▶ Short task:
Print the listing in its entirety and exactly, leaving out images.

════════════════════

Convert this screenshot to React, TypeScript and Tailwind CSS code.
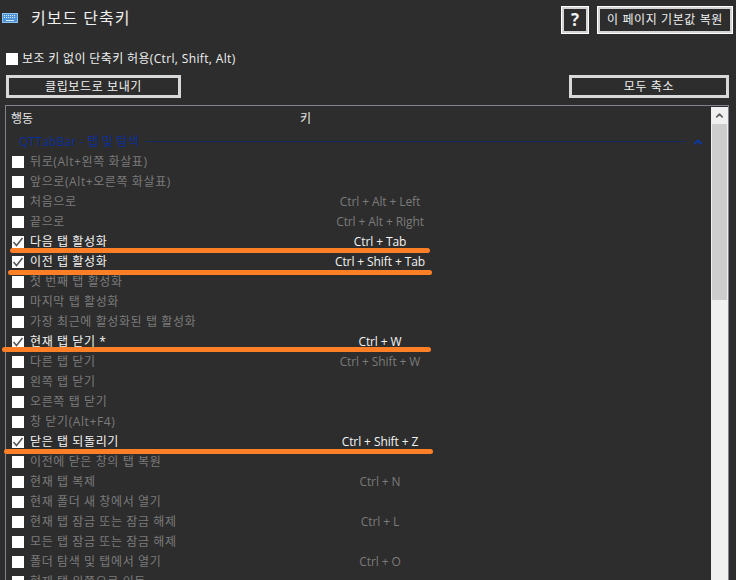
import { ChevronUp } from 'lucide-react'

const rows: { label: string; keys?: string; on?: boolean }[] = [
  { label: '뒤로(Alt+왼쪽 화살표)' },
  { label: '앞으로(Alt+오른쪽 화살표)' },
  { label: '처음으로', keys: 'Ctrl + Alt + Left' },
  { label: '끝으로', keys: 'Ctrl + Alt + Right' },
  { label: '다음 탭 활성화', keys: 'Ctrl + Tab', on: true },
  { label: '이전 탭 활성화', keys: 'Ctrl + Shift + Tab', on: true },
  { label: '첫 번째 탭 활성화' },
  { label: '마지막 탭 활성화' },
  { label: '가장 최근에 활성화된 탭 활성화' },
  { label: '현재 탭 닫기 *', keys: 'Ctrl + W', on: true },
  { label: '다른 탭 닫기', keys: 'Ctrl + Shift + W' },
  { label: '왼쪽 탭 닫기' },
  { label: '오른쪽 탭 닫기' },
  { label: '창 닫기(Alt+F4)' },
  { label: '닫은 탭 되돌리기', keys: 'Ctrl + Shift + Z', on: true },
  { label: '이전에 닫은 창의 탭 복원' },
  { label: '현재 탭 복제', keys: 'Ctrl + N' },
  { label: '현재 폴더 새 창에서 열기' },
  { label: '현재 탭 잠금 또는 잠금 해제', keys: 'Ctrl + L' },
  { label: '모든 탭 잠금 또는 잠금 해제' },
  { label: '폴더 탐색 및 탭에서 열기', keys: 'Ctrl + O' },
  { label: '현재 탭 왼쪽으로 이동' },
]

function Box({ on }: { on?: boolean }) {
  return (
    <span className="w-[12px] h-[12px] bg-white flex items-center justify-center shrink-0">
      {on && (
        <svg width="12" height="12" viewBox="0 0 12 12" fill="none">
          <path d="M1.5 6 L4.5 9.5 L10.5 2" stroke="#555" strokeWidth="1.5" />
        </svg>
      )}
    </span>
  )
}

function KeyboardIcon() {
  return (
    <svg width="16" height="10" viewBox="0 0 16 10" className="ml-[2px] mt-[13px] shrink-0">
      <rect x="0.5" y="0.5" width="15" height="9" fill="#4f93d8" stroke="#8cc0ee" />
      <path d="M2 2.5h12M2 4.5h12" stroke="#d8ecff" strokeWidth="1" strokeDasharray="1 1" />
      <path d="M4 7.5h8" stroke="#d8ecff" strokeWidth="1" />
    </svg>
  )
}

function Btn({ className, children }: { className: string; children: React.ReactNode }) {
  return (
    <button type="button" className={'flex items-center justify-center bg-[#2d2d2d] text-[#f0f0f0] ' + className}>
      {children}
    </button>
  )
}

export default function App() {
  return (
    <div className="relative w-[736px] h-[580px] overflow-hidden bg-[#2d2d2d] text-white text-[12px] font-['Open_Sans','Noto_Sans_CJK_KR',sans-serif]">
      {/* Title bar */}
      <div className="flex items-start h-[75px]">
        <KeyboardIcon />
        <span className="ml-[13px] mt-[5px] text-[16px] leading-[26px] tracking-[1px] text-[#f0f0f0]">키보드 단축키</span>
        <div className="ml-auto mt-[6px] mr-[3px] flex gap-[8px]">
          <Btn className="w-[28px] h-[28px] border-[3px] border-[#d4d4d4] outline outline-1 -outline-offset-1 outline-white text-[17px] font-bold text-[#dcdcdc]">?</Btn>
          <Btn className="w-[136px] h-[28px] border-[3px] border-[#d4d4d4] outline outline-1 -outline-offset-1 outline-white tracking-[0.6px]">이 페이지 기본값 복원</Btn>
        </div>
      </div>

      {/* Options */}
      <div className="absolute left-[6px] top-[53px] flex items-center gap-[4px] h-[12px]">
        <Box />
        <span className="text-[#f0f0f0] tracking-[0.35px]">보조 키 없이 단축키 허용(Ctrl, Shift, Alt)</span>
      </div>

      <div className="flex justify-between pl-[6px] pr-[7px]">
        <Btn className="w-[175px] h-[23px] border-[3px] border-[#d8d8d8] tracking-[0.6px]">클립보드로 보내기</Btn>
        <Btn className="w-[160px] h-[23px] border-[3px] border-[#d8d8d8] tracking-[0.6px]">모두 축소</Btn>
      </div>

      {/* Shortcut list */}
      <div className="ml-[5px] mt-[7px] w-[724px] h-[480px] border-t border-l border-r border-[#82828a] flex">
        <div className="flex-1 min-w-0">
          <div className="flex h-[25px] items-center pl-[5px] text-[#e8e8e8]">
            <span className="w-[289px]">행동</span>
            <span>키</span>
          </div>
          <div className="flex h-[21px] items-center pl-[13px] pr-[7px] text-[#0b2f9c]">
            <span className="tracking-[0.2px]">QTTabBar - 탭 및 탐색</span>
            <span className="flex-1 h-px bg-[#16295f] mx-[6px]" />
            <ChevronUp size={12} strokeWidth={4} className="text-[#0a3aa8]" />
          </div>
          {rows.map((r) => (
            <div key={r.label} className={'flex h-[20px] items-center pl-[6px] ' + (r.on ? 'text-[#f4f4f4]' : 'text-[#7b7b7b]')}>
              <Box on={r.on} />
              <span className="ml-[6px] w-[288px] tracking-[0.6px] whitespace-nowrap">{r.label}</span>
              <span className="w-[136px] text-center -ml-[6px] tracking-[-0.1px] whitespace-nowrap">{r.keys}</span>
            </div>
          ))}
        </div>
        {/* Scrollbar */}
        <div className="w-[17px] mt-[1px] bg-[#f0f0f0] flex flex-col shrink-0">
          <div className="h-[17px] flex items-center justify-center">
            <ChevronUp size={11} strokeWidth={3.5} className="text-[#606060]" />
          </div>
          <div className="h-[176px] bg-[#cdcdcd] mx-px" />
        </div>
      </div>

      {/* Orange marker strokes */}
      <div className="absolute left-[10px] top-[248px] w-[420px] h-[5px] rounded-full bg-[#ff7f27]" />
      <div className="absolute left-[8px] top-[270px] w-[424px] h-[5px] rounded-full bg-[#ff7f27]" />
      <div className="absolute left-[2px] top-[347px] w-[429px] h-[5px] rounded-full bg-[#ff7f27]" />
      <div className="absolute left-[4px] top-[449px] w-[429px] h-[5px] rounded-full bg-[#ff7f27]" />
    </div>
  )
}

════════════════════

▶ Written reply:
Convert this screenshot to React, TypeScript and Tailwind CSS code.
import { ChevronUp } from 'lucide-react'

const rows: { label: string; keys?: string; on?: boolean }[] = [
  { label: '뒤로(Alt+왼쪽 화살표)' },
  { label: '앞으로(Alt+오른쪽 화살표)' },
  { label: '처음으로', keys: 'Ctrl + Alt + Left' },
  { label: '끝으로', keys: 'Ctrl + Alt + Right' },
  { label: '다음 탭 활성화', keys: 'Ctrl + Tab', on: true },
  { label: '이전 탭 활성화', keys: 'Ctrl + Shift + Tab', on: true },
  { label: '첫 번째 탭 활성화' },
  { label: '마지막 탭 활성화' },
  { label: '가장 최근에 활성화된 탭 활성화' },
  { label: '현재 탭 닫기 *', keys: 'Ctrl + W', on: true },
  { label: '다른 탭 닫기', keys: 'Ctrl + Shift + W' },
  { label: '왼쪽 탭 닫기' },
  { label: '오른쪽 탭 닫기' },
  { label: '창 닫기(Alt+F4)' },
  { label: '닫은 탭 되돌리기', keys: 'Ctrl + Shift + Z', on: true },
  { label: '이전에 닫은 창의 탭 복원' },
  { label: '현재 탭 복제', keys: 'Ctrl + N' },
  { label: '현재 폴더 새 창에서 열기' },
  { label: '현재 탭 잠금 또는 잠금 해제', keys: 'Ctrl + L' },
  { label: '모든 탭 잠금 또는 잠금 해제' },
  { label: '폴더 탐색 및 탭에서 열기', keys: 'Ctrl + O' },
  { label: '현재 탭 왼쪽으로 이동' },
]

function Box({ on }: { on?: boolean }) {
  return (
    <span className="w-[12px] h-[12px] bg-white flex items-center justify-center shrink-0">
      {on && (
        <svg width="12" height="12" viewBox="0 0 12 12" fill="none">
          <path d="M1.5 6 L4.5 9.5 L10.5 2" stroke="#555" strokeWidth="1.5" />
        </svg>
      )}
    </span>
  )
}

function KeyboardIcon() {
  return (
    <svg width="16" height="10" viewBox="0 0 16 10" className="ml-[2px] mt-[13px] shrink-0">
      <rect x="0.5" y="0.5" width="15" height="9" fill="#4f93d8" stroke="#8cc0ee" />
      <path d="M2 2.5h12M2 4.5h12" stroke="#d8ecff" strokeWidth="1" strokeDasharray="1 1" />
      <path d="M4 7.5h8" stroke="#d8ecff" strokeWidth="1" />
    </svg>
  )
}

function Btn({ className, children }: { className: string; children: React.ReactNode }) {
  return (
    <button type="button" className={'flex items-center justify-center bg-[#2d2d2d] text-[#f0f0f0] ' + className}>
      {children}
    </button>
  )
}

export default function App() {
  return (
    <div className="relative w-[736px] h-[580px] overflow-hidden bg-[#2d2d2d] text-white text-[12px] font-['Open_Sans','Noto_Sans_CJK_KR',sans-serif]">
      {/* Title bar */}
      <div className="flex items-start h-[75px]">
        <KeyboardIcon />
        <span className="ml-[13px] mt-[5px] text-[16px] leading-[26px] tracking-[1px] text-[#f0f0f0]">키보드 단축키</span>
        <div className="ml-auto mt-[6px] mr-[3px] flex gap-[8px]">
          <Btn className="w-[28px] h-[28px] border-[3px] border-[#d4d4d4] outline outline-1 -outline-offset-1 outline-white text-[17px] font-bold text-[#dcdcdc]">?</Btn>
          <Btn className="w-[136px] h-[28px] border-[3px] border-[#d4d4d4] outline outline-1 -outline-offset-1 outline-white tracking-[0.6px]">이 페이지 기본값 복원</Btn>
        </div>
      </div>

      {/* Options */}
      <div className="absolute left-[6px] top-[53px] flex items-center gap-[4px] h-[12px]">
        <Box />
        <span className="text-[#f0f0f0] tracking-[0.35px]">보조 키 없이 단축키 허용(Ctrl, Shift, Alt)</span>
      </div>

      <div className="flex justify-between pl-[6px] pr-[7px]">
        <Btn className="w-[175px] h-[23px] border-[3px] border-[#d8d8d8] tracking-[0.6px]">클립보드로 보내기</Btn>
        <Btn className="w-[160px] h-[23px] border-[3px] border-[#d8d8d8] tracking-[0.6px]">모두 축소</Btn>
      </div>

      {/* Shortcut list */}
      <div className="ml-[5px] mt-[7px] w-[724px] h-[480px] border-t border-l border-r border-[#82828a] flex">
        <div className="flex-1 min-w-0">
          <div className="flex h-[25px] items-center pl-[5px] text-[#e8e8e8]">
            <span className="w-[289px]">행동</span>
            <span>키</span>
          </div>
          <div className="flex h-[21px] items-center pl-[13px] pr-[7px] text-[#0b2f9c]">
            <span className="tracking-[0.2px]">QTTabBar - 탭 및 탐색</span>
            <span className="flex-1 h-px bg-[#16295f] mx-[6px]" />
            <ChevronUp size={12} strokeWidth={4} className="text-[#0a3aa8]" />
          </div>
          {rows.map((r) => (
            <div key={r.label} className={'flex h-[20px] items-center pl-[6px] ' + (r.on ? 'text-[#f4f4f4]' : 'text-[#7b7b7b]')}>
              <Box on={r.on} />
              <span className="ml-[6px] w-[288px] tracking-[0.6px] whitespace-nowrap">{r.label}</span>
              <span className="w-[136px] text-center -ml-[6px] tracking-[-0.1px] whitespace-nowrap">{r.keys}</span>
            </div>
          ))}
        </div>
        {/* Scrollbar */}
        <div className="w-[17px] mt-[1px] bg-[#f0f0f0] flex flex-col shrink-0">
          <div className="h-[17px] flex items-center justify-center">
            <ChevronUp size={11} strokeWidth={3.5} className="text-[#606060]" />
          </div>
          <div className="h-[176px] bg-[#cdcdcd] mx-px" />
        </div>
      </div>

      {/* Orange marker strokes */}
      <div className="absolute left-[10px] top-[248px] w-[420px] h-[5px] rounded-full bg-[#ff7f27]" />
      <div className="absolute left-[8px] top-[270px] w-[424px] h-[5px] rounded-full bg-[#ff7f27]" />
      <div className="absolute left-[2px] top-[347px] w-[429px] h-[5px] rounded-full bg-[#ff7f27]" />
      <div className="absolute left-[4px] top-[449px] w-[429px] h-[5px] rounded-full bg-[#ff7f27]" />
    </div>
  )
}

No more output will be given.